Friday, June 1st, 2018



Rolls-Royce – new inspection technique and tripled capacity to fix Trent 1000 troubles

Rolls-Royce has confirmed that on top of additional maintenance facilities the company is increasing its workforce in order to triple its capabilities to deal with current Trent 1000 engine problems which have currently grounded a number of Boeing Dreamliners, worldwide.

The principal problem lies with the compressor in the Trent 1000 Package C engines which has required inspections and the grounding of 787 Dreamliners as it has not lasted as long as anticipated.
The result has seen a number of complaints from Dreamliner customers who have been forced to lease alternative planes to cope with seasonal demand, the result of which has put undue pressure on Rolls-Royce to speed up inspections.

In an attempt to improve efficiency, Rolls-Royce has developed a new compressor inspection technique which does not involve the removal of each engine from the wing, with the intention of meeting the safety regulator’s deadline of June 9 for all initial inspections.

Currently about 30 aircraft are being grounded at any one time, though as inspection numbers peak, this is anticipated to reach 50. Airlines affected include British Airways, Virgin Atlantic and Air New Zealand.

According to a company spokesperson, the company is: “drawing on resource from across Rolls-Royce and have redeployed engineers and other experts to address the issue, growing the team by more than 200 people.
Rolls-Royce has advised that the cash hit from the Trent problems should hit a peak of £340M (US$452M) in 2018, though this will fall in 2019. The company anticipates that the cost of the extra inspections will be covered by cutting discretionary spending elsewhere.

Roughly 380 of the affected engines are in service, of which one-third of these require some form of repair work and which can take weeks, according to media reports.

Currently, engines that are given the all clear are subject to further checks under safety rules which only allow the engines to be flown a certain number of times before repeat inspections are required.


Loom Air takes delivery of first LEAP-1A-powered A320neo

Zhejiang Loong Airlines took delivery of the first LEAP-1A-powered A320neo aircraft from the Airbus Final Assembly facility in Tianjin, China.
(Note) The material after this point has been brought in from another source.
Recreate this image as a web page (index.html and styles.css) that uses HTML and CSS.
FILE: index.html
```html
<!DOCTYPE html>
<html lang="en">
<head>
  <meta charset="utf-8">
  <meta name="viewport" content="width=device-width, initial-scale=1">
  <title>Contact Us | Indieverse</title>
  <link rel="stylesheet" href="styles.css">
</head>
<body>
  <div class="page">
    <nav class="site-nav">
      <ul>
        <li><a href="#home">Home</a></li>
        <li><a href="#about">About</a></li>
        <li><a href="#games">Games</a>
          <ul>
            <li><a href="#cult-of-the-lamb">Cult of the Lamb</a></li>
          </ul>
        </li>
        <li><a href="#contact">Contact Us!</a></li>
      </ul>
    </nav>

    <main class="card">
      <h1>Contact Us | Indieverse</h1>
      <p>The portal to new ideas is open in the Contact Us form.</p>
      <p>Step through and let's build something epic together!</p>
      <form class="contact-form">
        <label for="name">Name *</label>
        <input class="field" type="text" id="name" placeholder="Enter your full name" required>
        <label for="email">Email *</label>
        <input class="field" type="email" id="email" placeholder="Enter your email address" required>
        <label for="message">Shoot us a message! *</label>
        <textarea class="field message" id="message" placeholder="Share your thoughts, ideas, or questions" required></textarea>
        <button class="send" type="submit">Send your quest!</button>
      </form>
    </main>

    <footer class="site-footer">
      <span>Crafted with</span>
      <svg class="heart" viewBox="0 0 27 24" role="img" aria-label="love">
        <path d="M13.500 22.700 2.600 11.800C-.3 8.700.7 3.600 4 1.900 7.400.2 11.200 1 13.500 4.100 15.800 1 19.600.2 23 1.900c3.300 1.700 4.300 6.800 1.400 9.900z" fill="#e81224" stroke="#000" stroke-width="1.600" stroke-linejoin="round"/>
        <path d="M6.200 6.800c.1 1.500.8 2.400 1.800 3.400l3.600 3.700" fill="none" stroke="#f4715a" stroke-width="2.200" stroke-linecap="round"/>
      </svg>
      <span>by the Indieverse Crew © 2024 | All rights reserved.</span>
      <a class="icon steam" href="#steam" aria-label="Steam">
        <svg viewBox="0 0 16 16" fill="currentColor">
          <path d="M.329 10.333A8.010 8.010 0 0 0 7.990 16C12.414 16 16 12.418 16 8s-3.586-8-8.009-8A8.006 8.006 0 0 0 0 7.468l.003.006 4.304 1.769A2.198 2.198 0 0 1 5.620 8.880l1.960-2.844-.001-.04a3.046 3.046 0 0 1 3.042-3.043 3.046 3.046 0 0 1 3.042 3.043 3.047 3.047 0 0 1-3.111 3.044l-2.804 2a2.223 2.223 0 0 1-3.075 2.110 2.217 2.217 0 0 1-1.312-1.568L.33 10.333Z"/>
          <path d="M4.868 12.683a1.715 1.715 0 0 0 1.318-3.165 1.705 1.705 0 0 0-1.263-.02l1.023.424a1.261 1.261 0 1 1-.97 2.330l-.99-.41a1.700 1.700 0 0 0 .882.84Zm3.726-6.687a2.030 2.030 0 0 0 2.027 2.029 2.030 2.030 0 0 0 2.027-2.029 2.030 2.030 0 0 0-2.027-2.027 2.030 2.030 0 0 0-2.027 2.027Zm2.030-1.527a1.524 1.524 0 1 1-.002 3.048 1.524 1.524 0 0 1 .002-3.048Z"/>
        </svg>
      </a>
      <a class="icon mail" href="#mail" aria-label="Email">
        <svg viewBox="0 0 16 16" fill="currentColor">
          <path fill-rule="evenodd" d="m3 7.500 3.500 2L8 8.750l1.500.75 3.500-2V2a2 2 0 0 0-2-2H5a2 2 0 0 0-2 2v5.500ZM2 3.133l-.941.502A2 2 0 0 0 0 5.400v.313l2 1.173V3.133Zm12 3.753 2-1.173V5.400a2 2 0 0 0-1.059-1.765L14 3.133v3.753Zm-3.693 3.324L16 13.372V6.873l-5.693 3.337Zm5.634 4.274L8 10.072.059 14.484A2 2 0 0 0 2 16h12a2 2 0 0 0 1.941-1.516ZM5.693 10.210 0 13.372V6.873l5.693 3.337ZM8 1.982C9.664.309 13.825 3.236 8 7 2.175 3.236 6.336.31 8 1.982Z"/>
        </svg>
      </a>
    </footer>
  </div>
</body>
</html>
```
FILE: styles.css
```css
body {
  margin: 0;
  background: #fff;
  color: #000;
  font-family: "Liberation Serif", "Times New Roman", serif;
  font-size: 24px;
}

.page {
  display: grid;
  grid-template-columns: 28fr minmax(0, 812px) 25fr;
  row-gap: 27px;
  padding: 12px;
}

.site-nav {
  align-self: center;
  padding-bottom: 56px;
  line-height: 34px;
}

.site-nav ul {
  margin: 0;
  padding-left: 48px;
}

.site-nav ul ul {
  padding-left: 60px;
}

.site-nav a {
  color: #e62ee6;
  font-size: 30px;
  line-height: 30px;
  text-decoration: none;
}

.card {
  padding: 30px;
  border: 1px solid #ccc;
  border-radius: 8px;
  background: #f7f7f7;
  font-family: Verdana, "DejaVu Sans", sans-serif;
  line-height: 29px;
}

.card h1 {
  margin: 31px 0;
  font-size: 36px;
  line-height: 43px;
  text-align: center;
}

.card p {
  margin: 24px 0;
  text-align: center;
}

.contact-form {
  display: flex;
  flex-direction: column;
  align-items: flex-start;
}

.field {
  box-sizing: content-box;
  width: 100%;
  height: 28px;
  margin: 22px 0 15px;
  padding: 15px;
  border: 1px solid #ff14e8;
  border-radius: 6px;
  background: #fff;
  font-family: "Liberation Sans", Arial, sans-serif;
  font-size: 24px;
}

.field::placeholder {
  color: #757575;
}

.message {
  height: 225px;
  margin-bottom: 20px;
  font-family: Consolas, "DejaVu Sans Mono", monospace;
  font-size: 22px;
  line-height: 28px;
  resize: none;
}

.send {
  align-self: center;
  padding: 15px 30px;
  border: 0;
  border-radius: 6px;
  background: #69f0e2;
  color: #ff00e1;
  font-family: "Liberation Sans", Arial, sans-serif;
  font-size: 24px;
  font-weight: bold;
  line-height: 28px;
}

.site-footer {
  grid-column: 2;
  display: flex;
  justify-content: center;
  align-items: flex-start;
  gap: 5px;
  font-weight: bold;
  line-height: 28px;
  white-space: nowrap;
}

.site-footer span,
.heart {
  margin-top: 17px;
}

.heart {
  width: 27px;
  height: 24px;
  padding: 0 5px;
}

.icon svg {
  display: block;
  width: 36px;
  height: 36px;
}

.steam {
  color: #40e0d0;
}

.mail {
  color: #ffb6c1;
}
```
The airline will be the first in Greater China to operate the advanced engine/aircraft combination. Loong Air launched the LEAP-1A in China when the airline announced an order for engines to power 9 Airbus A320neo aircraft at the Zhuhai Air Show in 2014.
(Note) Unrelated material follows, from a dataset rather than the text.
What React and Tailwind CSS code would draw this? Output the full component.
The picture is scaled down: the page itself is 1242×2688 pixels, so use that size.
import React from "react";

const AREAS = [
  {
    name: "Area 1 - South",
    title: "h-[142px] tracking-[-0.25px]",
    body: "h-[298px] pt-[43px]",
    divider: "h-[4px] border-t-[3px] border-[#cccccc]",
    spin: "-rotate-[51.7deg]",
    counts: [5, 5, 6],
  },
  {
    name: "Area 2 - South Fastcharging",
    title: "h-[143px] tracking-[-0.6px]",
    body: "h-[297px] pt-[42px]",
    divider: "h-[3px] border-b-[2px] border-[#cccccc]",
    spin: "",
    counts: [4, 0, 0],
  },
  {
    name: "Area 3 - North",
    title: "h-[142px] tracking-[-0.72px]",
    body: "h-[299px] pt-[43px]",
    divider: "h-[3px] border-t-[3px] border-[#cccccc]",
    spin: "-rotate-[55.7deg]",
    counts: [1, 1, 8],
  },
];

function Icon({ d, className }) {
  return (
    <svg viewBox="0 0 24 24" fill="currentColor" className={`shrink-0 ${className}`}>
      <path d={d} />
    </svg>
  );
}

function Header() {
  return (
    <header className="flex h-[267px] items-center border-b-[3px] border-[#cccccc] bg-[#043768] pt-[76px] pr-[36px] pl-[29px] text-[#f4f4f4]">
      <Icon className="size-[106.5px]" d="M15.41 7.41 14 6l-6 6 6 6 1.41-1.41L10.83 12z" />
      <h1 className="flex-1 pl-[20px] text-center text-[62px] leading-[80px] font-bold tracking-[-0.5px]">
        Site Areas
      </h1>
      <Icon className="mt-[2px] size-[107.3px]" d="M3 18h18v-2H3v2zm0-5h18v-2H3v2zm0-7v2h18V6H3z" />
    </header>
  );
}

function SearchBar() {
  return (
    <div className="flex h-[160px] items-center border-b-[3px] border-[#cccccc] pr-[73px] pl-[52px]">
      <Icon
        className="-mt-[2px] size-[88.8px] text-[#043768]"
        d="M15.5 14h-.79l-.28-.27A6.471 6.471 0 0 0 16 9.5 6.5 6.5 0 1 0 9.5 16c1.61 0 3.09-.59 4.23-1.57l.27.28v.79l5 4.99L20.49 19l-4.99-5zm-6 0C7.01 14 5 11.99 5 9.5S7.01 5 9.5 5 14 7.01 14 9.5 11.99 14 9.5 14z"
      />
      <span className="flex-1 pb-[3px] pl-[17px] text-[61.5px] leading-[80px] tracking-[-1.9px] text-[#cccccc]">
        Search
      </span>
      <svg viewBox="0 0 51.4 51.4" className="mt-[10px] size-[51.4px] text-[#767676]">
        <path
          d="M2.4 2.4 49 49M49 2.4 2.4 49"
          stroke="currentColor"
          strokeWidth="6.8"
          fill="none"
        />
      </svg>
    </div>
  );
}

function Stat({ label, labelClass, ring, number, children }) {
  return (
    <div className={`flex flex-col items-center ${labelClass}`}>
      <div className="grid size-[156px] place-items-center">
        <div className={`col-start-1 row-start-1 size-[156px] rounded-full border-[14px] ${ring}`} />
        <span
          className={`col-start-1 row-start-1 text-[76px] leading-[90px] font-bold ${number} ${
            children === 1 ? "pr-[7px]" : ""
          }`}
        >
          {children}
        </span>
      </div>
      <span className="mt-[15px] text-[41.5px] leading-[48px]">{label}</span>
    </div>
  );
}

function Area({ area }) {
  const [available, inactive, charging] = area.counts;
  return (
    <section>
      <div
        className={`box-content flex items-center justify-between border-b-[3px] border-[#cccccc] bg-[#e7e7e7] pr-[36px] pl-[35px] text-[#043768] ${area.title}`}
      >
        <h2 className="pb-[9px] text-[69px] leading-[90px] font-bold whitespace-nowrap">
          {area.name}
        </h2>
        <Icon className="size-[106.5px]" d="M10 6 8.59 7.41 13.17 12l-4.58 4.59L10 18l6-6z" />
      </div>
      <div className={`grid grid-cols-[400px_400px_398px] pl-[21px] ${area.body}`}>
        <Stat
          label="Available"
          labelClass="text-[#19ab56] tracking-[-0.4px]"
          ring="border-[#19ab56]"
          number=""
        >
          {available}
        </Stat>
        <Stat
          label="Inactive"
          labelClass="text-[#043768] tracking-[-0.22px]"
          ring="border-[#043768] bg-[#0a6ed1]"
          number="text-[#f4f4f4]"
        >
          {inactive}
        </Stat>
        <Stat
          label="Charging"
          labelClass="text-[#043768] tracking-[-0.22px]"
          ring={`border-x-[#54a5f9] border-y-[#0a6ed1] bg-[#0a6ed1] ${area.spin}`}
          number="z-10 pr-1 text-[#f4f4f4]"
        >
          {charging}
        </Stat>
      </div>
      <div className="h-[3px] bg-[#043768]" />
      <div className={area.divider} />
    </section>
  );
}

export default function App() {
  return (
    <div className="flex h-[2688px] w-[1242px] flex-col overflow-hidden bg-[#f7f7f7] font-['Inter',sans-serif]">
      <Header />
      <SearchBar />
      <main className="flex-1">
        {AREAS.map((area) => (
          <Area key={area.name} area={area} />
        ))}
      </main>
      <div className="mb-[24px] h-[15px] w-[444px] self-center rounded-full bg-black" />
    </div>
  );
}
Bernhard Dietrich appointed new Head of Environmental Issues of Lufthansa Group

Bernhard Dietrich will take over as Head of Environmental Issues of the Lufthansa Group from June 2018.
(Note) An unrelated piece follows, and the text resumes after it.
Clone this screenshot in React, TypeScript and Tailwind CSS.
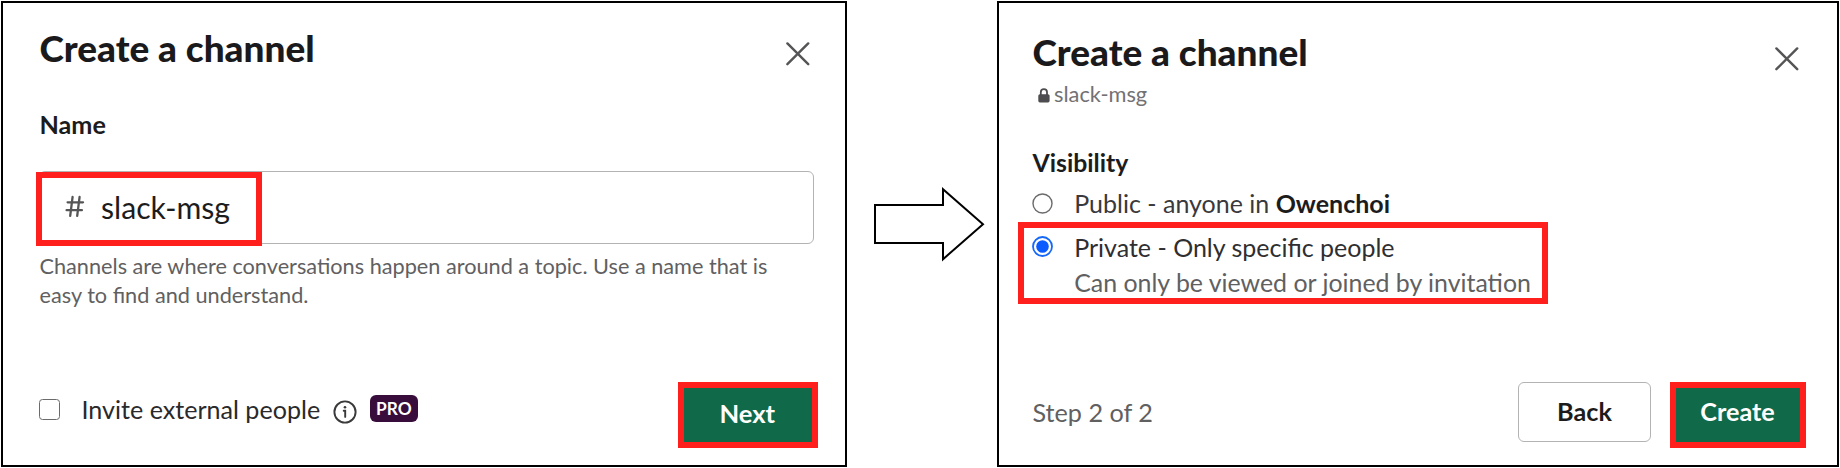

In this function, he is responsible for managing and developing all Group-wide environmental programs and the environmental policy positions of the Lufthansa Group. This involves the continuous improvement of the environmental balance sheet and the representation of the Group's environmental policy interests, including in environmentally relevant institutions and bodies worldwide.


Passenger demand growth slows in April

The International Air Transport Association (IATA) announced global passenger traffic data for April 2018 showing that demand (revenue passenger kilometers or RPKs) rose by 6.2% compared to April 2017, which was down from a 12-month high of 9.7% in March.

Comparisons with the year ago period are impacted by developments a year ago – including the comparatively late timing of Easter in 2017, which boosted April traffic. April capacity (available seat kilometers or ASKs) increased by 5.9%, and load factor climbed 0.2 percentage point to 82.3%, which was a record for the month of April, surpassing last year’s record of 82.1%.

Asia Pacific carriers posted an 8.5% traffic rise in April, strongest among the regions. It was the first time since December 2017 that Asia-Pacific airlines led in growth. Capacity rose 7.6% and load factor improved 0.6 percentage point to 81.0%.

Middle East carriers saw demand rise 4.1% in April. Capacity climbed 3.2% and load factor rose 0.7 percentage point to 77.2%.

European airlines’ April traffic increased 3.4% compared to the year-ago period. While this was down compared to the 9.8% year-over-year growth recorded in March, demand picked up in April in seasonally-adjusted terms. Capacity rose 4.0%. While load factor dipped 0.5 percentage point to 84.6%, it still was highest among the regions.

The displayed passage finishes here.